▶ [Problem details]
From the listing below, pull out all lines with "components" in them.

▶ [Data block]
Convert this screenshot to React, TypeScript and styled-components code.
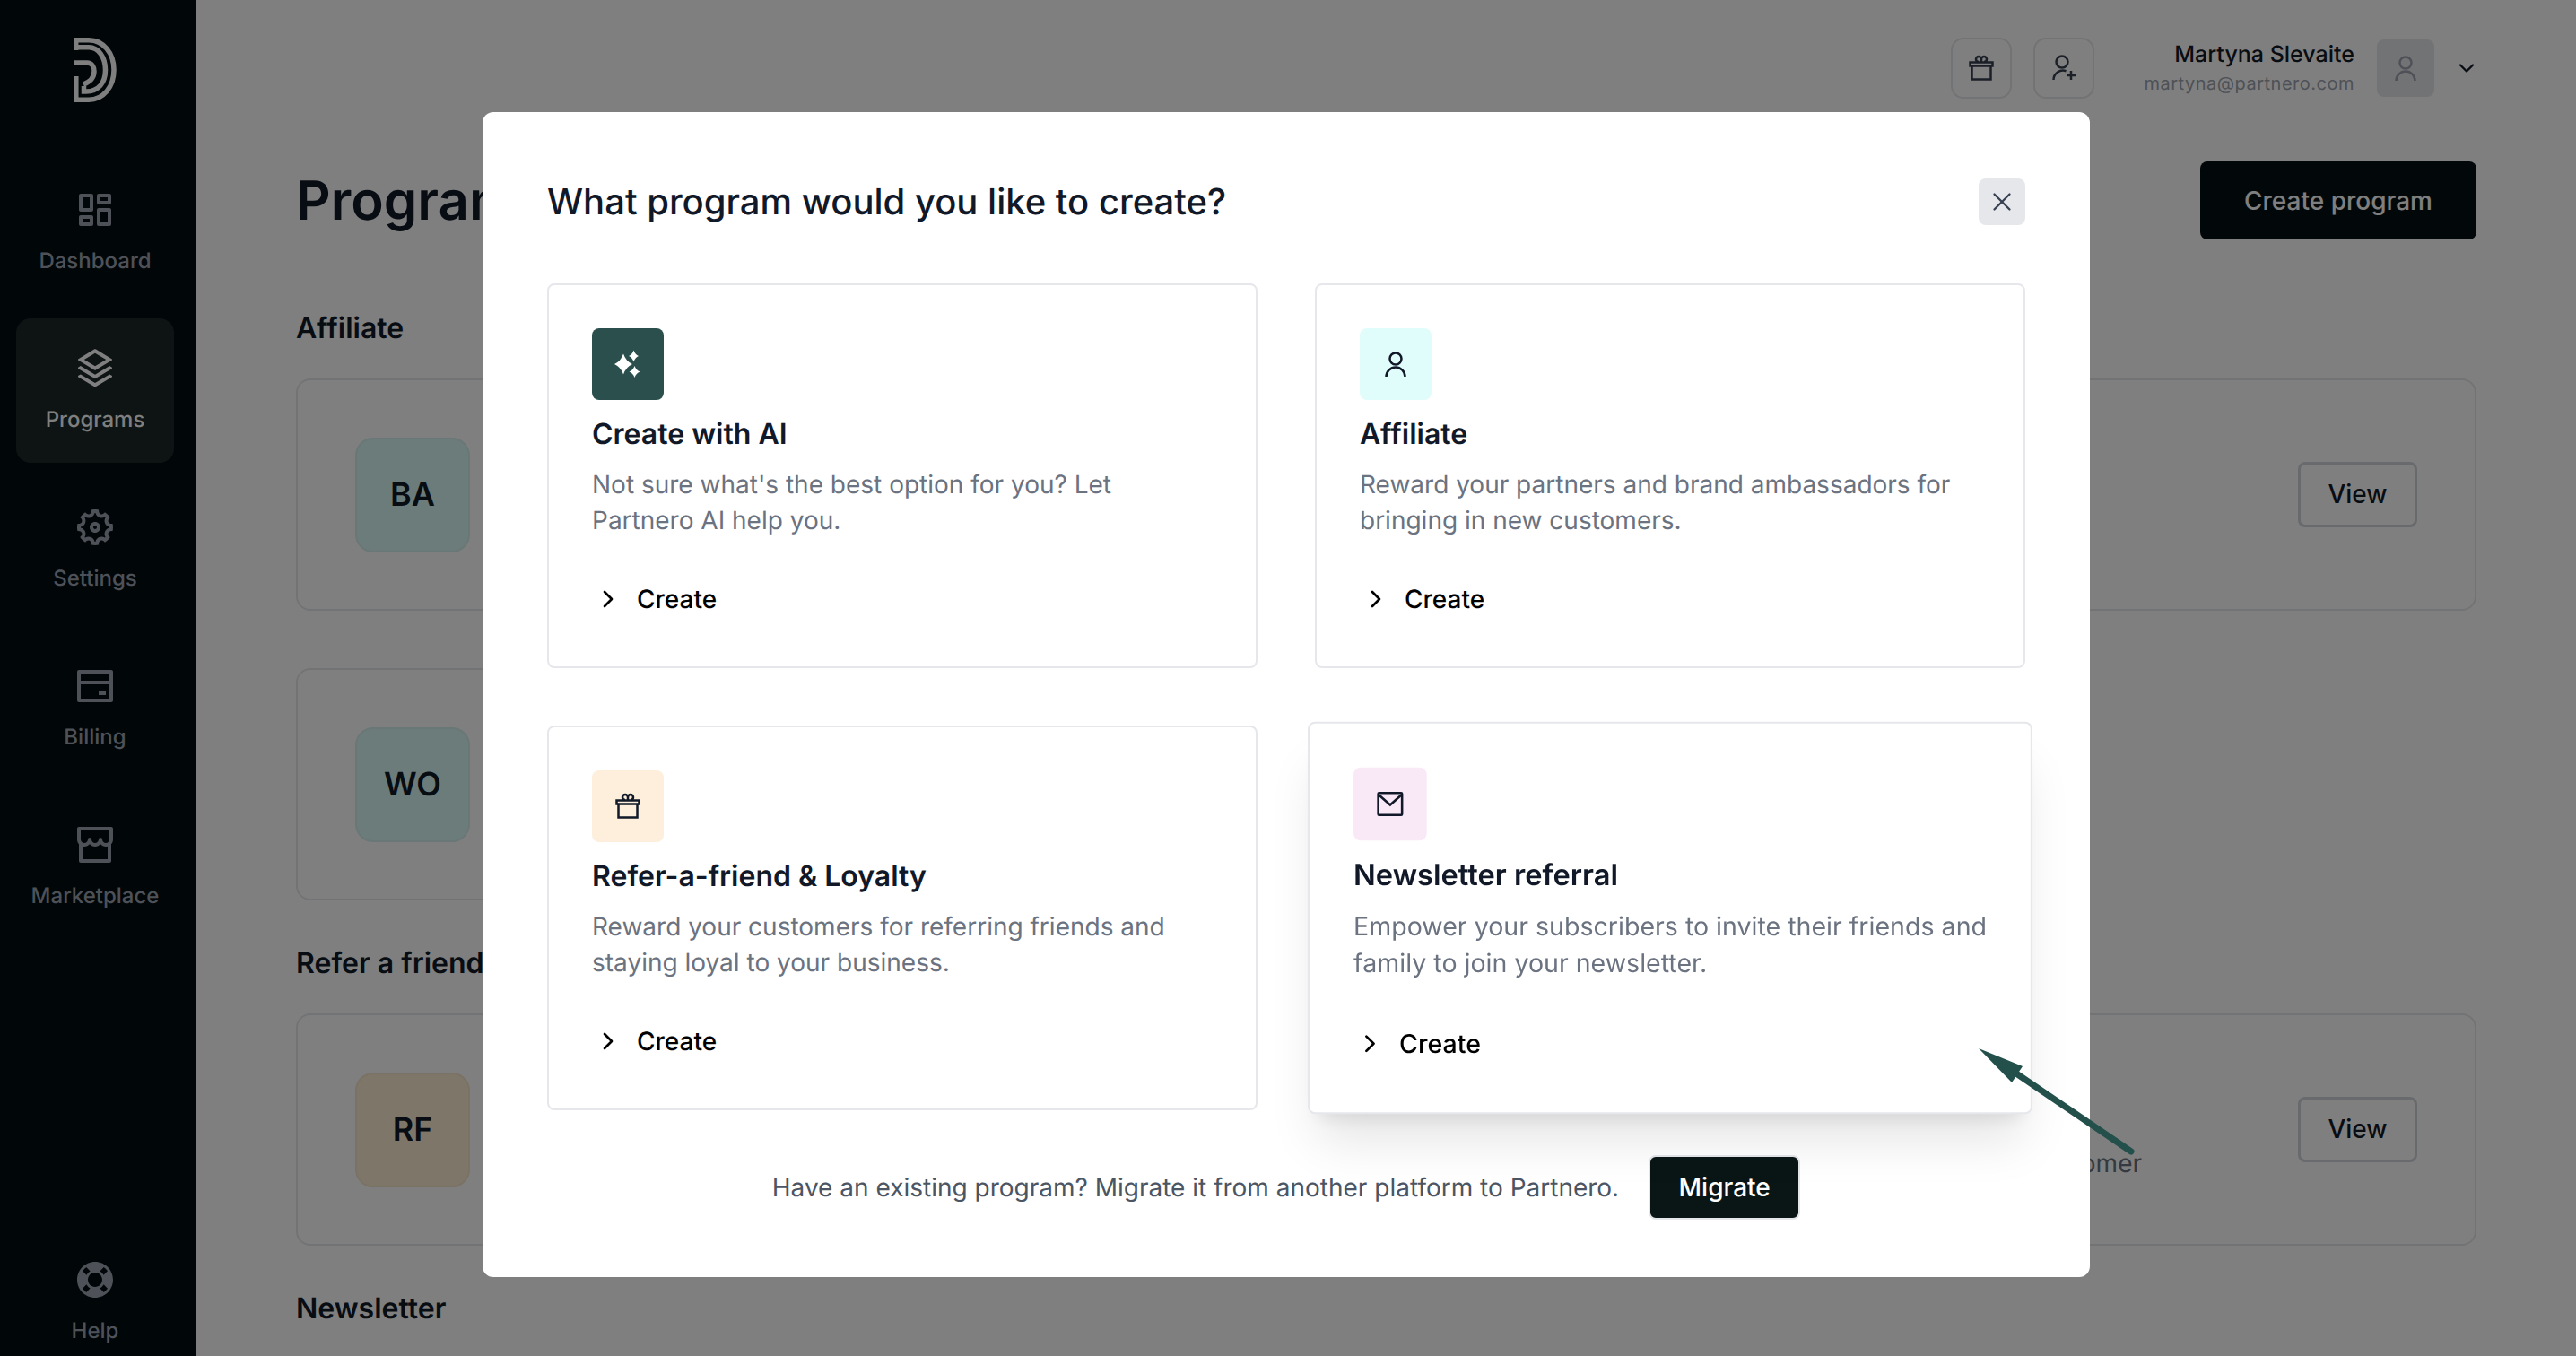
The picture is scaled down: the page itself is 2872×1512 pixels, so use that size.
import React from 'react';
import styled, { createGlobalStyle } from 'styled-components';
import {
  RiDashboardLine,
  RiStackLine,
  RiSettings5Line,
  RiBankCardLine,
  RiStoreLine,
  RiLifebuoyFill,
} from 'react-icons/ri';
import { ChevronDown, ChevronRight, X } from 'lucide-react';

const GlobalStyle = createGlobalStyle`
  * { box-sizing: border-box; }
  html, body { margin: 0; padding: 0; height: 100%; overflow: hidden; background: #fff; }
  body {
    font-family: Inter, "Noto Sans", "Liberation Sans", sans-serif;
    color: #111827;
    text-rendering: geometricPrecision;
  }
  button { font-family: inherit; }
`;

const Page = styled.div`
  display: flex;
  width: 2872px;
  height: 1512px;
  overflow: hidden;
`;

const Sidebar = styled.aside`
  flex: 0 0 218px;
  display: flex;
  flex-direction: column;
  align-items: flex-start;
  gap: 16px;
  padding: 42px 18px 0 18px;
  background: #020e12;
`;

const Logo = styled.svg`
  flex: none;
  width: 48px;
  height: 72px;
  margin: 0 0 48px 64px;
  color: #fff;
`;

const NavItem = styled.div<{ $active?: boolean; $bottom?: boolean }>`
  display: flex;
  flex-direction: column;
  align-items: center;
  gap: 15px;
  width: 176px;
  height: ${(p) => (p.$bottom ? '141px' : '161px')};
  margin-top: ${(p) => (p.$bottom ? 'auto' : '0')};
  padding-top: 32px;
  border-radius: 16px;
  background: ${(p) => (p.$active ? '#1c2829' : 'transparent')};
  color: ${(p) => (p.$active ? '#fff' : '#9ca3af')};
  font-size: 24px;
  line-height: 36px;
  font-weight: 500;
  & > svg { flex: none; }
`;

const Main = styled.main`
  flex: 1;
  min-width: 0;
  padding: 0 111px 0 112px;
`;

const TopBar = styled.header`
  display: flex;
  justify-content: flex-end;
  align-items: center;
  height: 152px;
  margin-bottom: 28px;
  color: #374151;
`;

const IconButton = styled.div`
  display: flex;
  align-items: center;
  justify-content: center;
  width: 68px;
  height: 68px;
  margin-right: 24px;
  border: 2px solid #e5e7eb;
  border-radius: 14px;
`;

const UserBlock = styled.div`
  display: flex;
  flex-direction: column;
  align-items: flex-end;
  margin: 0 25px 0 31px;
  padding-top: 2px;
`;

const UserName = styled.span`
  font-size: 25px;
  line-height: 32px;
  font-weight: 500;
  color: #111827;
`;

const UserMail = styled.span`
  font-size: 20px;
  line-height: 32px;
  letter-spacing: 0.5px;
  color: #9ca3af;
`;

const Avatar = styled.div`
  display: flex;
  align-items: center;
  justify-content: center;
  width: 64px;
  height: 64px;
  margin-right: 22px;
  border-radius: 8px;
  background: #e5e7eb;
  color: #9ca3af;
`;

const HeaderCaret = styled(ChevronDown)`
  margin-right: -3px;
  color: #111827;
`;

const TitleRow = styled.div`
  display: flex;
  justify-content: space-between;
  align-items: center;
  height: 87px;
  margin-bottom: 75px;
`;

const PageTitle = styled.h1`
  margin: 0;
  font-size: 60px;
  line-height: 72px;
  font-weight: 600;
`;

const DarkButton = styled.button`
  height: 87px;
  padding: 0 49px;
  border: 0;
  border-radius: 8px;
  background: #051012;
  color: #fff;
  font-size: 28px;
  font-weight: 500;
`;

const SectionTitle = styled.h2`
  margin: 0 0 32px;
  font-size: 32px;
  line-height: 48px;
  font-weight: 600;
`;

const ProgramCard = styled.div<{ $narrow?: boolean }>`
  display: flex;
  align-items: center;
  width: ${(p) => (p.$narrow ? '1200px' : '100%')};
  height: 259px;
  margin-bottom: ${(p) => (p.$narrow ? '45px' : '64px')};
  padding: 0 64px;
  border: 2px solid #e5e7eb;
  border-radius: 16px;
`;

const CardStack = styled.div`
  & > div:last-child { margin-bottom: 46px; }
`;

const ProgramTile = styled.div<{ $tint: string; $edge: string }>`
  display: flex;
  align-items: center;
  justify-content: center;
  width: 128px;
  height: 128px;
  padding-bottom: 2px;
  border: 2px solid ${(p) => p.$edge};
  border-radius: 20px;
  background: ${(p) => p.$tint};
  font-size: 36px;
  font-weight: 600;
`;

const ProgramMeta = styled.div`
  align-self: flex-end;
  margin: 0 174px 70px auto;
  font-size: 28px;
  line-height: 40px;
  color: #6b7280;
`;

const ViewButton = styled.button`
  width: 133px;
  height: 73px;
  margin-left: auto;
  padding-bottom: 2px;
  border: 3px solid #d1d5db;
  border-radius: 8px;
  background: transparent;
  color: #111827;
  font-size: 28px;
  font-weight: 500;
  ${ProgramMeta} + & { margin-left: 0; }
`;

const Backdrop = styled.div`
  position: fixed;
  inset: 0;
  display: flex;
  justify-content: center;
  align-items: flex-start;
  padding: 125px 4px 0 0;
  background: rgba(0, 0, 0, 0.5);
`;

const Modal = styled.section`
  width: 1792px;
  height: 1299px;
  padding: 74px 72px 0;
  overflow: hidden;
  border-radius: 12px;
  background: #fff;
`;

const ModalHeader = styled.div`
  display: flex;
  justify-content: space-between;
  align-items: center;
  margin-bottom: 65px;
`;

const ModalTitle = styled.h2`
  margin: 0;
  font-size: 40px;
  line-height: 52px;
  font-weight: 500;
`;

const CloseButton = styled.button`
  display: flex;
  align-items: center;
  justify-content: center;
  width: 52px;
  height: 52px;
  padding: 0;
  border: 0;
  border-radius: 8px;
  background: #e5e7eb;
  color: #374151;
`;

const TypeGrid = styled.div`
  display: grid;
  grid-template-columns: 792px 792px;
  column-gap: 64px;
  row-gap: 64px;
`;

const TypeCard = styled.article<{ $raised?: boolean }>`
  padding: 48px;
  border: 2px solid #e5e7eb;
  border-radius: 8px;
  background: #fff;
  ${(p) =>
    p.$raised &&
    `
    transform: scale(1.02);
    box-shadow: 0 40px 50px -10px rgba(0, 0, 0, 0.1), 0 16px 20px -12px rgba(0, 0, 0, 0.1);
  `}
`;

const TypeIcon = styled.div<{ $tint: string; $light?: boolean }>`
  display: flex;
  align-items: center;
  justify-content: center;
  width: 80px;
  height: 80px;
  border-radius: 8px;
  background: ${(p) => p.$tint};
  color: ${(p) => (p.$light ? '#fff' : '#111827')};
`;

const TypeTitle = styled.h3`
  margin: 14px 0 12px;
  font-size: 32px;
  line-height: 48px;
  font-weight: 600;
`;

const TypeText = styled.p`
  margin: 0 -8px 0 0;
  font-size: 28px;
  line-height: 40px;
  color: #6b7280;
`;

const CreateLink = styled.div`
  display: flex;
  align-items: center;
  gap: 16px;
  height: 54px;
  margin-top: 41px;
  padding-left: 2px;
  color: #000;
  font-size: 28px;
  font-weight: 500;
`;

const Footer = styled.div`
  display: flex;
  justify-content: center;
  align-items: center;
  gap: 33px;
  margin-top: 50px;
  color: #4b5563;
  font-size: 28px;
`;

const MigrateButton = styled.button`
  width: 169px;
  height: 72px;
  border: 2px solid #e5e7eb;
  border-radius: 8px;
  background: #0a1616;
  color: #fff;
  font-size: 28px;
  font-weight: 500;
`;

const PointerArrow = styled.svg`
  position: fixed;
  left: 2190px;
  top: 1155px;
  width: 200px;
  height: 140px;
  color: #24504b;
`;

const UserGlyph = () => (
  <svg width="40" height="40" viewBox="0 0 40 40" fill="none" stroke="currentColor" strokeWidth="2.5">
    <circle cx="20" cy="14" r="6.5" />
    <path d="M9.5 34a10.5 10.5 0 0 1 21 0" />
  </svg>
);

const UserPlusGlyph = () => (
  <svg width="40" height="40" viewBox="0 0 40 40" fill="none" stroke="currentColor" strokeWidth="2.5">
    <circle cx="18" cy="13" r="6.5" />
    <path d="M8.5 33a10.5 10.5 0 0 1 14-9.8M28 23v10M23 28h10" />
  </svg>
);

const GiftGlyph = () => (
  <svg width="40" height="40" viewBox="0 0 40 40" fill="none" stroke="currentColor" strokeWidth="2.5">
    <path d="M7.500 13.5h25v4h-25zM9.500 17.500h21v15h-21z" />
    <path d="M20 13v-3a3 3 0 0 0-6 0c0 1.500 1 3 3 3M20 13v-3a3 3 0 0 1 6 0c0 1.500-1 3-3 3" />
  </svg>
);

const MailGlyph = () => (
  <svg width="40" height="40" viewBox="0 0 40 40" fill="none" stroke="currentColor" strokeWidth="2.5">
    <rect x="7" y="8" width="26" height="24" rx="1" />
    <path d="M7.500 10L20 21l12.500-11" />
  </svg>
);

const star = (x: number, y: number, w: number, h: number) =>
  `M${x} ${y - h}Q${x + w * 0.28} ${y - h * 0.28} ${x + w} ${y}Q${x + w * 0.28} ${y + h * 0.28} ${x} ${y + h}Q${x - w * 0.28} ${y + h * 0.28} ${x - w} ${y}Q${x - w * 0.28} ${y - h * 0.28} ${x} ${y - h}Z`;

const SparkleGlyph = () => (
  <svg width="40" height="40" viewBox="0 0 40 40" fill="currentColor">
    <path d={star(15, 20, 10, 11.5)} />
    <path d={star(26.5, 11, 5.5, 6.5)} />
    <path d={star(27.5, 28.5, 6, 6.5)} />
  </svg>
);

const nav = [
  { label: 'Dashboard', Icon: RiDashboardLine },
  { label: 'Programs', Icon: RiStackLine, active: true },
  { label: 'Settings', Icon: RiSettings5Line },
  { label: 'Billing', Icon: RiBankCardLine },
  { label: 'Marketplace', Icon: RiStoreLine },
];

const types = [
  {
    title: 'Create with AI',
    text: "Not sure what's the best option for you? Let Partnero AI help you.",
    tint: '#2a4f4c',
    light: true,
    glyph: <SparkleGlyph />,
  },
  {
    title: 'Affiliate',
    text: 'Reward your partners and brand ambassadors for bringing in new customers.',
    tint: '#e0fdfb',
    glyph: <UserGlyph />,
  },
  {
    title: 'Refer-a-friend & Loyalty',
    text: 'Reward your customers for referring friends and staying loyal to your business.',
    tint: '#fdefdc',
    glyph: <GiftGlyph />,
  },
  {
    title: 'Newsletter referral',
    text: 'Empower your subscribers to invite their friends and family to join your newsletter.',
    tint: '#f9e8f5',
    raised: true,
    glyph: <MailGlyph />,
  },
];

const App: React.FC = () => {
  return (
    <>
      <GlobalStyle />
      <Page>
        <Sidebar>
          <Logo viewBox="0 0 48 72" fill="none" stroke="currentColor" strokeWidth="5.500">
            <path d="M2.700 0V14M0 2.800H17C33 2.800 45 17 45 36C45 55 33 69.200 17 69.200H2.800V43" />
            <path d="M0 10.800H17C28 10.800 35.500 22 35.500 36C35.500 50 28 60 14 60H11.500V54" />
            <path d="M0 28H15C20.500 28 23 32.500 23 37.500C23 44 19 49 11 52" />
          </Logo>
          {nav.map(({ label, Icon, active }) => (
            <NavItem key={label} $active={active}>
              <Icon size={48} />
              {label}
            </NavItem>
          ))}
          <NavItem $bottom>
            <RiLifebuoyFill size={48} />
            Help
          </NavItem>
        </Sidebar>
        <Main>
          <TopBar>
            <IconButton>
              <GiftGlyph />
            </IconButton>
            <IconButton>
              <UserPlusGlyph />
            </IconButton>
            <UserBlock>
              <UserName>Martyna Slevaite</UserName>
              <UserMail>martyna@partnero.com</UserMail>
            </UserBlock>
            <Avatar>
              <UserGlyph />
            </Avatar>
            <HeaderCaret size={28} />
          </TopBar>
          <TitleRow>
            <PageTitle>Programs</PageTitle>
            <DarkButton>Create program</DarkButton>
          </TitleRow>
          <SectionTitle>Affiliate</SectionTitle>
          <CardStack>
            <ProgramCard>
              <ProgramTile $tint="#d8f8f4" $edge="#d2efec">BA</ProgramTile>
              <ViewButton>View</ViewButton>
            </ProgramCard>
            <ProgramCard $narrow>
              <ProgramTile $tint="#d8f8f4" $edge="#d2efec">WO</ProgramTile>
            </ProgramCard>
          </CardStack>
          <SectionTitle>Refer a friend</SectionTitle>
          <CardStack>
            <ProgramCard>
              <ProgramTile $tint="#fcecd0" $edge="#f4e4c8">RF</ProgramTile>
              <ProgramMeta>Reward per customer</ProgramMeta>
              <ViewButton>View</ViewButton>
            </ProgramCard>
          </CardStack>
          <SectionTitle>Newsletter</SectionTitle>
        </Main>
      </Page>
      <Backdrop>
        <Modal>
          <ModalHeader>
            <ModalTitle>What program would you like to create?</ModalTitle>
            <CloseButton>
              <X size={34} strokeWidth={1.6} />
            </CloseButton>
          </ModalHeader>
          <TypeGrid>
            {types.map((t) => (
              <TypeCard key={t.title} $raised={t.raised}>
                <TypeIcon $tint={t.tint} $light={t.light}>
                  {t.glyph}
                </TypeIcon>
                <TypeTitle>{t.title}</TypeTitle>
                <TypeText>{t.text}</TypeText>
                <CreateLink>
                  <ChevronRight size={32} />
                  Create
                </CreateLink>
              </TypeCard>
            ))}
          </TypeGrid>
          <Footer>
            Have an existing program? Migrate it from another platform to Partnero.
            <MigrateButton>Migrate</MigrateButton>
          </Footer>
        </Modal>
      </Backdrop>
      <PointerArrow viewBox="0 0 200 140" fill="currentColor">
        <path d="M186 129L58 42" stroke="currentColor" strokeWidth="7" strokeLinecap="round" />
        <path d="M16 14L65 34L53 52Z" />
      </PointerArrow>
    </>
  );
};

export default App;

▶ [Solution for this task]
Convert this screenshot to React, TypeScript and styled-components code.
import styled, { createGlobalStyle } from 'styled-components';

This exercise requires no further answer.